QCon: What does ownership mean?

Aaron: Let me try to give you a concise summary. One of the hardest things that happens in programming is you have some data out there and lots of other pieces of data in your program point to that same piece of data. It's hard to keep track of everything that might be referencing it.

That often means you modify some data through one path and don't realize that it screws up some other path that could get at it. Or you might deallocate that piece of data at some point not realizing that something else was referencing to it. Now you've got a dangling pointer, and it's going to lead to a crash.

So ownership is a programming discipline that everybody follows when they are writing code (because you have to follow this). If you are writing C++, you know a lot about it because you are effectively saying when memory is free to be de-allocated. That means you know you are the sole owner of that piece of memory. There are no other pointers to it out there. So if you look at documentation around various C or C++ API's they are often telling you things like, this pointer is going to be de-allocated in this call or this pointer is owned by the caller and the caller should de-allocate it.

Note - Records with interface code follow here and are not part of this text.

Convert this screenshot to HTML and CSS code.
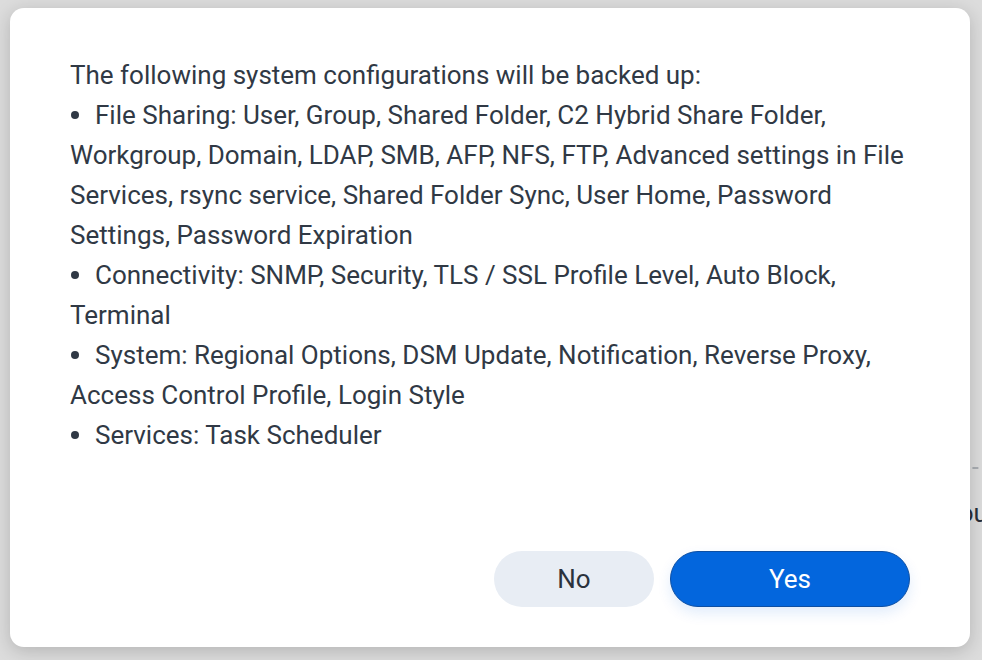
FILE: index.html
```html
<!DOCTYPE html>
<html lang="en">
<head>
<meta charset="utf-8">
<title>Backup configuration</title>
<link rel="stylesheet" href="styles.css">
</head>
<body>
<div class="backdrop-page">
  <div class="bg-rule"></div>
  <div class="bg-text">You</div>
</div>
<div class="overlay"></div>
<div class="dialog">
  <div class="dialog-body">
    <p class="intro">The following system configurations will be backed up:</p>
    <ul class="config-list">
      <li>File Sharing: User, Group, Shared Folder, C2 Hybrid Share Folder, Workgroup, Domain, LDAP, SMB, AFP, NFS, FTP, Advanced settings in File Services, rsync service, Shared Folder Sync, User Home, Password Settings, Password Expiration</li>
      <li>Connectivity: SNMP, Security, TLS / SSL Profile Level, Auto Block, Terminal</li>
      <li>System: Regional Options, DSM Update, Notification, Reverse Proxy, Access Control Profile, Login Style</li>
      <li>Services: Task Scheduler</li>
    </ul>
  </div>
  <div class="dialog-footer">
    <button class="btn btn-secondary">No</button>
    <button class="btn btn-primary">Yes</button>
  </div>
</div>
</body>
</html>
```
FILE: styles.css
```css
html, body {
  margin: 0;
  padding: 0;
  width: 982px;
  height: 660px;
  overflow: hidden;
}
body {
  background: #f4f4f4;
  font-family: Roboto, "Noto Sans", sans-serif;
  position: relative;
}
.backdrop-page {
  position: absolute;
  inset: 0;
}
.bg-rule {
  position: absolute;
  left: 940px;
  top: 467px;
  width: 60px;
  height: 0;
  border-top: 2px dashed #b9bdc3;
}
.bg-text {
  position: absolute;
  left: 944px;
  top: 498px;
  font-size: 26px;
  color: #1f2937;
}
.overlay {
  position: absolute;
  inset: 0;
  background: rgba(80, 80, 80, 0.14);
}
.dialog {
  position: absolute;
  left: 10px;
  top: 8px;
  width: 960px;
  height: 639px;
  box-sizing: border-box;
  background: #ffffff;
  border-radius: 14px;
  box-shadow: 0 4px 18px rgba(0, 0, 0, 0.18);
  display: flex;
  flex-direction: column;
  justify-content: space-between;
  padding: 47px 60px 40px 60px;
}
.dialog-body {
  color: #303945;
  font-size: 26px;
  line-height: 40px;
}
.intro {
  margin: 0;
}
.config-list {
  margin: 0;
  padding: 0;
  list-style: none;
}
.config-list li {
  position: relative;
  padding-left: 0;
  text-indent: 25px;
}
.config-list li::before {
  content: "";
  position: absolute;
  left: 1px;
  top: 16px;
  width: 8px;
  height: 8px;
  border-radius: 50%;
  background: #303945;
}
.dialog-footer {
  display: flex;
  justify-content: flex-end;
  gap: 16px;
}
.btn {
  font-family: Roboto, "Noto Sans", sans-serif;
  font-size: 26px;
  height: 56px;
  border-radius: 28px;
  cursor: pointer;
  box-sizing: border-box;
}
.btn-secondary {
  width: 160px;
  background: #e8edf4;
  color: #2b333d;
  border: none;
}
.btn-primary {
  width: 240px;
  background: #0366dd;
  color: #ffffff;
  border: 1px solid #0d4fa3;
  box-shadow: 0 6px 14px rgba(3, 102, 221, 0.12);
}
```
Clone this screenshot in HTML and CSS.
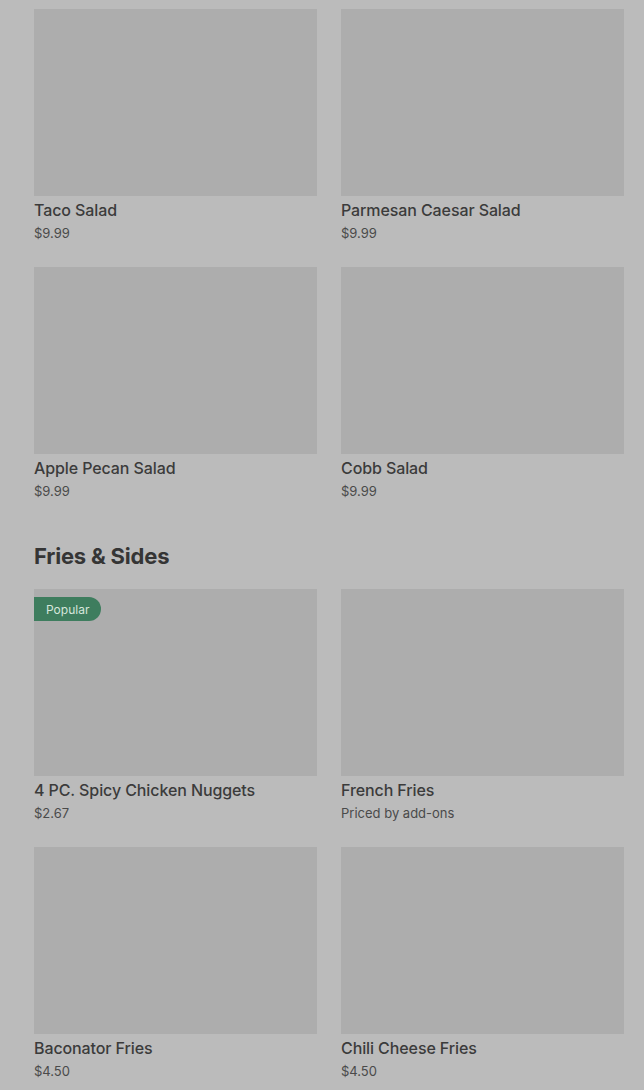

The same thing happens in languages like Java. It's not so much manual memory management of course, but it is for other kinds of resources like files or locks. These are also things that you have to worry about. Who owns it and when can you close it out? When can you you discard the resource in this kind of thing?

So in Rust, basically what we've done is made the discipline that everybody was following already, explicit in the compiler, as part of the type system. So when you write down the type of a function in Rust (and you are taking a pointer to some value and passing out a pointer to some other value), you actually say what kind of ownership is going on and how that relates.

I won't get into too much detail in this interview, but that's the basic point. You're actually stating explicitly, and Rust is enforcing, the kind of ownership discipline you should be following anyway.

QCon: What is Mozilla's interest in Rust?

Aaron: This whole issue about control and safety is nowhere more obvious than the browser. The browser is practically an operating system in its own right. It’s the thing that’s sitting on the frontline between your computer and a whole bunch of potentially malicious computers on the internet.

If you want to write a browser, you cannot abandon the control aspect, because browsers compete very heavily on performance. You have to get the performance aspect, but, if your browser is crashing all the time, if your browser is open to hackers, that’s a problem too.

Then there's the whole move to multi-core. If you want to take these browsers and get them to take advantage of multiple cores on an old C++ code base, that’s a nightmare. That’s basically not feasible.

So the whole idea of Rust at Mozilla was, let’s blow away these trade-offs. You know we got these ideas for how to get both safety and control. Ohh and it helps with concurrency too. The result is we built a new browser engine called Servo from the ground up. It's written in Rust has a parallelized layout system, graphic system, and it’s usable today.

It’s on track to become a product and has a much smaller code base that you have with other major browsers. It’s working great. It’s sort of taking full advantage of Rust. So, that’s where Mozilla was coming from.